While the Benedict Option addresses itself to the Christian future, I do not believe the advice is merely applicable towards surviving and thriving in the future. Even learning a little of the classical tradition is edifying and eye-opening, whether one is reading the moral philosophy of the Stoics or contemplating the beauteous order in medieval architecture. There is no shortage of books written today about the effects of television and constant computer usage on the brain -- I personally haven't watched television since 2009, after I realized it was addictive, distracting, and idiotic. Much of the problem with American politics today is that the polis is gone: we feel its absence, we desire its order and meaning, but the national State is too large, too distant, too complicated to be the polis. This is why Dreher advocated localist politics, but if we created in his words a counter polis, a membership within society, we would be aiding contemporary life immeasurably. Not only materially, of course, but socially. Membership is one of the most fundamental cravings of the human soul. Christianity has always been a social religion, an other-oriented religion: it exists, G.K. Chesterton maintained, for the purpose of people who are not its members. To create a vibrant, stable, and humane society within the absurd chaos of modernity would establish sanctuaries for those outside Christendom, who feel the alienation and look for answers. Thus, the Benedict option is not simply one of self-survival, but one which serves as a witness and a stronghold of charity.

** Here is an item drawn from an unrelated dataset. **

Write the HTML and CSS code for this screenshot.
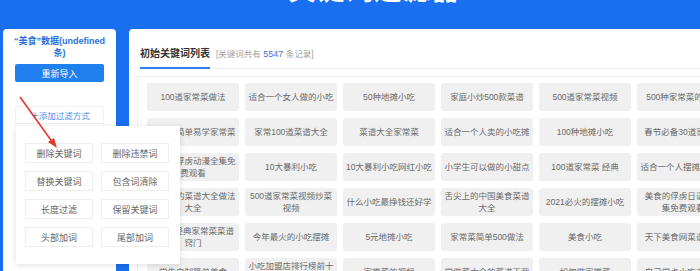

- Out of the Ashes, Anthony Esolen. Similar, but not focused on spirituality to the degree of Dreher.
- Blue Like Jazz/Through Painted Deserts. In one of these books, the author lives in a Christian commune for a while. They may have been linked with The New Monasticism, which was an Emergent Christianity movement I read into a little back in 2009 when I was reading about simple living in the Buddhist, Gandhian, and Christian traditions. Dreher writes about New Monasticism and its possible connection to the Benedict option here.
- Dreher's corpus of work at The American Conservative, where he's been discussing the "BenOp" with readers for at least two years now.
- Crunchy Cons, Rob Dreher. One of the first 'conservative' books I ever read, back when the only conservatives I knew of were Republican warhawks. Imagine my delight to find in Dreher a man who writes about new urbanism, public transit, locavorism, a non-imperial foreign policy, etc! It's fun to read this review in part because I've changed over the years, and now share Dreher's "sinister" contempt for the state and media.